## Task goal
Transcribe each line of the material as it is, and drop any picture.

## Given information
⟨

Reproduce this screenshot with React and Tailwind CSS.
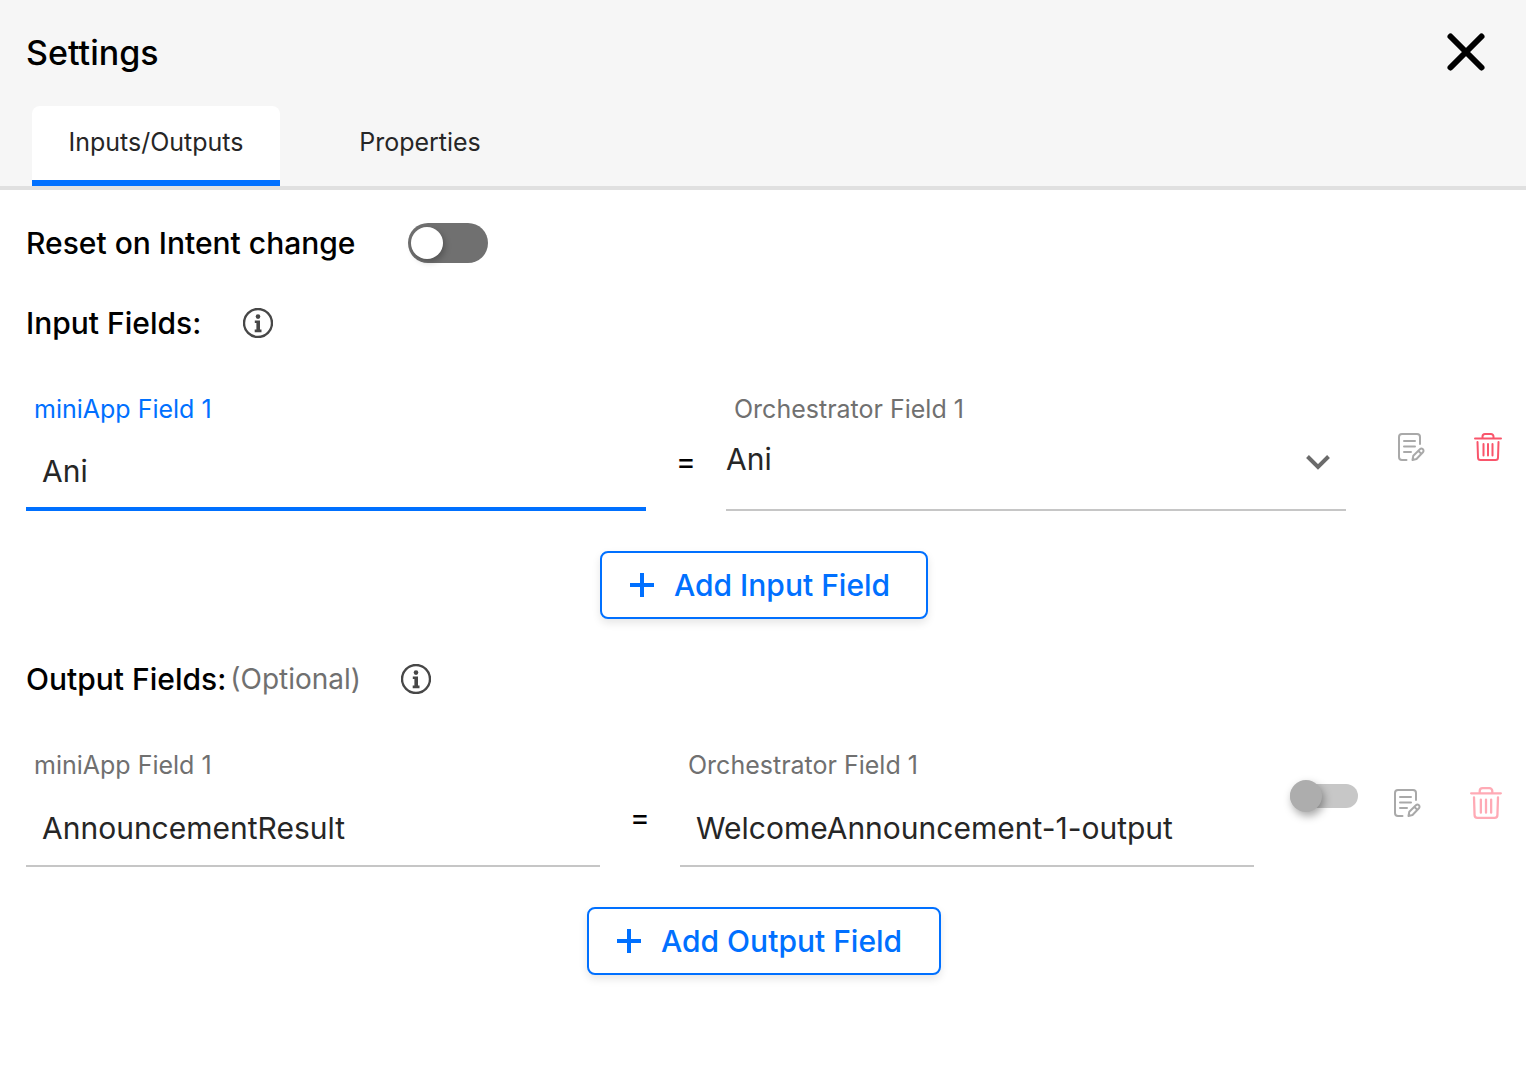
import { useState } from 'react'

const TABS = ['Inputs/Outputs', 'Properties']

function InfoIcon() {
  return (
    <svg viewBox="0 0 30 30" className="h-[30px] w-[30px]" fill="none" aria-hidden="true">
      <circle cx="15" cy="15" r="14" stroke="#474747" strokeWidth="2.4" />
      <circle cx="15" cy="8.6" r="2.3" fill="#474747" />
      <path d="M11.8 12.4h5.2v9.2h1.5v2.6h-6.8v-2.6h1.7v-6.6h-1.6z" fill="#474747" />
    </svg>
  )
}

function NoteIcon() {
  return (
    <svg
      viewBox="0 0 28 28"
      className="h-7 w-7"
      fill="none"
      stroke="#a9a9a9"
      strokeWidth="2"
      strokeLinecap="round"
      strokeLinejoin="round"
      aria-hidden="true"
    >
      <path d="M22 11V4a3 3 0 0 0-3-3H4a3 3 0 0 0-3 3v20a3 3 0 0 0 3 3h4.5" />
      <path d="M6 8h11M6 13.5h11M6 19h7" />
      <path d="M14.5 27l.8-4.3 6.600-6.4a2.1 2.1 0 0 1 3 3l-6.4 6.7zM20.5 18l2.6 2.6" />
    </svg>
  )
}

function TrashIcon({ className }) {
  return (
    <svg
      viewBox="0 0 28 28"
      className={className}
      fill="none"
      stroke="currentColor"
      strokeWidth="2"
      strokeLinecap="round"
      strokeLinejoin="round"
      aria-hidden="true"
    >
      <path d="M1 5.5h26M8.5 5V3.5a2.5 2.5 0 0 1 2.5-2.5h6a2.5 2.5 0 0 1 2.5 2.5V5" />
      <path d="M3.5 9l.5 15.5a2.5 2.5 0 0 0 2.5 2.5h15a2.5 2.5 0 0 0 2.5-2.5L24.5 9" />
      <path d="M9.5 11v11.5M14 11v11.5M18.5 11v11.5" />
    </svg>
  )
}

function AddButton({ children, className }) {
  return (
    <button
      type="button"
      className={`mx-auto mt-10 flex h-[68px] items-center gap-5 rounded-lg border-2 border-[#0070ff] bg-white pl-7 text-[30px] font-medium text-[#0070ff] shadow-[0_4px_8px_rgba(0,0,0,0.1)] ${className}`}
    >
      <svg viewBox="0 0 24 24" className="h-6 w-6" stroke="currentColor" strokeWidth="4" aria-hidden="true">
        <path d="M12 0v24M0 12h24" />
      </svg>
      {children}
    </button>
  )
}

function TextField({ id, label, value, active }) {
  return (
    <div className="min-w-0 flex-1">
      <label
        htmlFor={id}
        className={`block h-10 pl-2 text-[25px] leading-10 ${active ? 'text-[#0070ff]' : 'text-[#707070]'}`}
      >
        {label}
      </label>
      <input
        id={id}
        type="text"
        defaultValue={value}
        className={`block h-[82px] w-full px-4 pt-1.5 text-[30px] text-[#262626] outline-none ${
          active ? 'border-b-4 border-[#0070ff]' : 'border-b-2 border-[#c6c6c6]'
        }`}
      />
    </div>
  )
}

function SelectField({ id, label, value }) {
  return (
    <div className="min-w-0 flex-1">
      <label htmlFor={id} className="block h-10 pl-2 text-[25px] leading-10 text-[#707070]">
        {label}
      </label>
      <div className="relative">
        <select
          id={id}
          className="block h-[82px] w-full appearance-none border-b-2 border-[#c6c6c6] pb-5 text-[30px] text-[#262626] outline-none"
        >
          <option>{value}</option>
        </select>
        <svg
          viewBox="0 0 24 16"
          className="pointer-events-none absolute top-[25px] right-4 h-4 w-6"
          fill="none"
          stroke="#6b6b6b"
          strokeWidth="4"
          aria-hidden="true"
        >
          <path d="M1.5 2.5L12 13 22.5 2.5" />
        </svg>
      </div>
    </div>
  )
}

function Equals() {
  return (
    <span className="w-20 shrink-0 pt-[52px] text-center text-[30px] leading-10 text-black">
      =
    </span>
  )
}

export default function App() {
  const [tab, setTab] = useState(TABS[0])

  return (
    <main className="min-h-screen bg-white font-['Inter',sans-serif] text-black">
      <header className="border-b-4 border-[#e0e0e0] bg-[#f6f6f6]">
        <div className="mb-0.5 flex h-[104px] items-center justify-between pr-10 pl-[26px]">
          <h1 className="text-[34px] font-medium">Settings</h1>
          <button type="button" aria-label="Close">
            <svg
              viewBox="0 0 40 40"
              className="h-10 w-10"
              stroke="currentColor"
              strokeWidth="6"
              strokeLinecap="round"
              aria-hidden="true"
            >
              <path d="M4.500 4.500l31 31M35.500 4.500l-31 31" />
            </svg>
          </button>
        </div>
        <nav className="flex gap-4 px-8" role="tablist">
          {TABS.map((name) => (
            <button
              key={name}
              type="button"
              role="tab"
              aria-selected={tab === name}
              onClick={() => setTab(name)}
              className={`h-20 w-[248px] rounded-t-lg border-b-[6px] text-[25px] text-[#262626] ${
                tab === name ? 'border-[#0070ff] bg-white' : 'border-transparent'
              }`}
            >
              {name}
            </button>
          ))}
        </nav>
      </header>

      <div className="pt-[33px] pr-6 pb-10 pl-[26px]">
        <div className="flex h-10 items-center">
          <label htmlFor="reset" className="w-[382px] text-[30px] font-medium">
            Reset on Intent change
          </label>
          <input
            id="reset"
            type="checkbox"
            className="h-10 w-20 appearance-none rounded-full bg-[#707070] p-1 pl-[3px] before:block before:h-8 before:w-8 before:rounded-full before:bg-white before:shadow-[2px_3px_6px_rgba(0,0,0,0.25)] before:transition-transform checked:bg-[#0070ff] checked:before:translate-x-10"
          />
        </div>

        <section className="mt-10">
          <div className="flex h-10 items-center">
            <h2 className="w-[217px] text-[30px] font-medium">Input Fields:</h2>
            <InfoIcon />
          </div>
          <div className="mt-[46px] flex items-start">
            <TextField id="in-mini" label="miniApp Field 1" value="Ani" active />
            <Equals />
            <SelectField id="in-orch" label="Orchestrator Field 1" value="Ani" />
            <div className="flex h-[116px] items-center pl-[52px]">
              <button type="button" aria-label="Edit input field">
                <NoteIcon />
              </button>
              <button type="button" aria-label="Delete input field" className="ml-12 text-[#f9556b]">
                <TrashIcon className="h-7 w-7" />
              </button>
            </div>
          </div>
          <AddButton className="w-[328px]">Add Input Field</AddButton>
        </section>

        <section className="mt-10">
          <div className="flex h-10 items-center">
            <div className="flex w-[375px] items-center gap-1">
              <h2 className="text-[30px] font-medium">Output Fields:</h2>
              <span className="text-[28px] text-[#707070]">(Optional)</span>
            </div>
            <InfoIcon />
          </div>
          <div className="mt-[46px] flex items-start">
            <TextField id="out-mini" label="miniApp Field 1" value="AnnouncementResult" />
            <Equals />
            <TextField id="out-orch" label="Orchestrator Field 1" value="WelcomeAnnouncement-1-output" />
            <div className="flex h-[116px] items-center pl-9">
              <input
                type="checkbox"
                aria-label="Enable output field"
                className="mb-3.5 flex h-6 w-[68px] appearance-none items-center rounded-full bg-[#c7c7c7] before:block before:h-8 before:w-8 before:rounded-full before:bg-[#adadad] before:shadow-[2px_4px_8px_rgba(0,0,0,0.35)] before:transition-transform checked:before:translate-x-9"
              />
              <button type="button" aria-label="Edit output field" className="ml-9">
                <NoteIcon />
              </button>
              <button type="button" aria-label="Delete output field" className="ml-12 text-[#ffaab5]">
                <TrashIcon className="h-8 w-8" />
              </button>
            </div>
          </div>
          <AddButton className="w-[354px]">Add Output Field</AddButton>
        </section>
      </div>
    </main>
  )
}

⟩

## Result for this exercise
Reproduce this screenshot with React and Tailwind CSS.
import { useState } from 'react'

const TABS = ['Inputs/Outputs', 'Properties']

function InfoIcon() {
  return (
    <svg viewBox="0 0 30 30" className="h-[30px] w-[30px]" fill="none" aria-hidden="true">
      <circle cx="15" cy="15" r="14" stroke="#474747" strokeWidth="2.4" />
      <circle cx="15" cy="8.6" r="2.3" fill="#474747" />
      <path d="M11.8 12.4h5.2v9.2h1.5v2.6h-6.8v-2.6h1.7v-6.6h-1.6z" fill="#474747" />
    </svg>
  )
}

function NoteIcon() {
  return (
    <svg
      viewBox="0 0 28 28"
      className="h-7 w-7"
      fill="none"
      stroke="#a9a9a9"
      strokeWidth="2"
      strokeLinecap="round"
      strokeLinejoin="round"
      aria-hidden="true"
    >
      <path d="M22 11V4a3 3 0 0 0-3-3H4a3 3 0 0 0-3 3v20a3 3 0 0 0 3 3h4.5" />
      <path d="M6 8h11M6 13.5h11M6 19h7" />
      <path d="M14.5 27l.8-4.3 6.600-6.4a2.1 2.1 0 0 1 3 3l-6.4 6.7zM20.5 18l2.6 2.6" />
    </svg>
  )
}

function TrashIcon({ className }) {
  return (
    <svg
      viewBox="0 0 28 28"
      className={className}
      fill="none"
      stroke="currentColor"
      strokeWidth="2"
      strokeLinecap="round"
      strokeLinejoin="round"
      aria-hidden="true"
    >
      <path d="M1 5.5h26M8.5 5V3.5a2.5 2.5 0 0 1 2.5-2.5h6a2.5 2.5 0 0 1 2.5 2.5V5" />
      <path d="M3.5 9l.5 15.5a2.5 2.5 0 0 0 2.5 2.5h15a2.5 2.5 0 0 0 2.5-2.5L24.5 9" />
      <path d="M9.5 11v11.5M14 11v11.5M18.5 11v11.5" />
    </svg>
  )
}

function AddButton({ children, className }) {
  return (
    <button
      type="button"
      className={`mx-auto mt-10 flex h-[68px] items-center gap-5 rounded-lg border-2 border-[#0070ff] bg-white pl-7 text-[30px] font-medium text-[#0070ff] shadow-[0_4px_8px_rgba(0,0,0,0.1)] ${className}`}
    >
      <svg viewBox="0 0 24 24" className="h-6 w-6" stroke="currentColor" strokeWidth="4" aria-hidden="true">
        <path d="M12 0v24M0 12h24" />
      </svg>
      {children}
    </button>
  )
}

function TextField({ id, label, value, active }) {
  return (
    <div className="min-w-0 flex-1">
      <label
        htmlFor={id}
        className={`block h-10 pl-2 text-[25px] leading-10 ${active ? 'text-[#0070ff]' : 'text-[#707070]'}`}
      >
        {label}
      </label>
      <input
        id={id}
        type="text"
        defaultValue={value}
        className={`block h-[82px] w-full px-4 pt-1.5 text-[30px] text-[#262626] outline-none ${
          active ? 'border-b-4 border-[#0070ff]' : 'border-b-2 border-[#c6c6c6]'
        }`}
      />
    </div>
  )
}

function SelectField({ id, label, value }) {
  return (
    <div className="min-w-0 flex-1">
      <label htmlFor={id} className="block h-10 pl-2 text-[25px] leading-10 text-[#707070]">
        {label}
      </label>
      <div className="relative">
        <select
          id={id}
          className="block h-[82px] w-full appearance-none border-b-2 border-[#c6c6c6] pb-5 text-[30px] text-[#262626] outline-none"
        >
          <option>{value}</option>
        </select>
        <svg
          viewBox="0 0 24 16"
          className="pointer-events-none absolute top-[25px] right-4 h-4 w-6"
          fill="none"
          stroke="#6b6b6b"
          strokeWidth="4"
          aria-hidden="true"
        >
          <path d="M1.5 2.5L12 13 22.5 2.5" />
        </svg>
      </div>
    </div>
  )
}

function Equals() {
  return (
    <span className="w-20 shrink-0 pt-[52px] text-center text-[30px] leading-10 text-black">
      =
    </span>
  )
}

export default function App() {
  const [tab, setTab] = useState(TABS[0])

  return (
    <main className="min-h-screen bg-white font-['Inter',sans-serif] text-black">
      <header className="border-b-4 border-[#e0e0e0] bg-[#f6f6f6]">
        <div className="mb-0.5 flex h-[104px] items-center justify-between pr-10 pl-[26px]">
          <h1 className="text-[34px] font-medium">Settings</h1>
          <button type="button" aria-label="Close">
            <svg
              viewBox="0 0 40 40"
              className="h-10 w-10"
              stroke="currentColor"
              strokeWidth="6"
              strokeLinecap="round"
              aria-hidden="true"
            >
              <path d="M4.500 4.500l31 31M35.500 4.500l-31 31" />
            </svg>
          </button>
        </div>
        <nav className="flex gap-4 px-8" role="tablist">
          {TABS.map((name) => (
            <button
              key={name}
              type="button"
              role="tab"
              aria-selected={tab === name}
              onClick={() => setTab(name)}
              className={`h-20 w-[248px] rounded-t-lg border-b-[6px] text-[25px] text-[#262626] ${
                tab === name ? 'border-[#0070ff] bg-white' : 'border-transparent'
              }`}
            >
              {name}
            </button>
          ))}
        </nav>
      </header>

      <div className="pt-[33px] pr-6 pb-10 pl-[26px]">
        <div className="flex h-10 items-center">
          <label htmlFor="reset" className="w-[382px] text-[30px] font-medium">
            Reset on Intent change
          </label>
          <input
            id="reset"
            type="checkbox"
            className="h-10 w-20 appearance-none rounded-full bg-[#707070] p-1 pl-[3px] before:block before:h-8 before:w-8 before:rounded-full before:bg-white before:shadow-[2px_3px_6px_rgba(0,0,0,0.25)] before:transition-transform checked:bg-[#0070ff] checked:before:translate-x-10"
          />
        </div>

        <section className="mt-10">
          <div className="flex h-10 items-center">
            <h2 className="w-[217px] text-[30px] font-medium">Input Fields:</h2>
            <InfoIcon />
          </div>
          <div className="mt-[46px] flex items-start">
            <TextField id="in-mini" label="miniApp Field 1" value="Ani" active />
            <Equals />
            <SelectField id="in-orch" label="Orchestrator Field 1" value="Ani" />
            <div className="flex h-[116px] items-center pl-[52px]">
              <button type="button" aria-label="Edit input field">
                <NoteIcon />
              </button>
              <button type="button" aria-label="Delete input field" className="ml-12 text-[#f9556b]">
                <TrashIcon className="h-7 w-7" />
              </button>
            </div>
          </div>
          <AddButton className="w-[328px]">Add Input Field</AddButton>
        </section>

        <section className="mt-10">
          <div className="flex h-10 items-center">
            <div className="flex w-[375px] items-center gap-1">
              <h2 className="text-[30px] font-medium">Output Fields:</h2>
              <span className="text-[28px] text-[#707070]">(Optional)</span>
            </div>
            <InfoIcon />
          </div>
          <div className="mt-[46px] flex items-start">
            <TextField id="out-mini" label="miniApp Field 1" value="AnnouncementResult" />
            <Equals />
            <TextField id="out-orch" label="Orchestrator Field 1" value="WelcomeAnnouncement-1-output" />
            <div className="flex h-[116px] items-center pl-9">
              <input
                type="checkbox"
                aria-label="Enable output field"
                className="mb-3.5 flex h-6 w-[68px] appearance-none items-center rounded-full bg-[#c7c7c7] before:block before:h-8 before:w-8 before:rounded-full before:bg-[#adadad] before:shadow-[2px_4px_8px_rgba(0,0,0,0.35)] before:transition-transform checked:before:translate-x-9"
              />
              <button type="button" aria-label="Edit output field" className="ml-9">
                <NoteIcon />
              </button>
              <button type="button" aria-label="Delete output field" className="ml-12 text-[#ffaab5]">
                <TrashIcon className="h-8 w-8" />
              </button>
            </div>
          </div>
          <AddButton className="w-[354px]">Add Output Field</AddButton>
        </section>
      </div>
    </main>
  )
}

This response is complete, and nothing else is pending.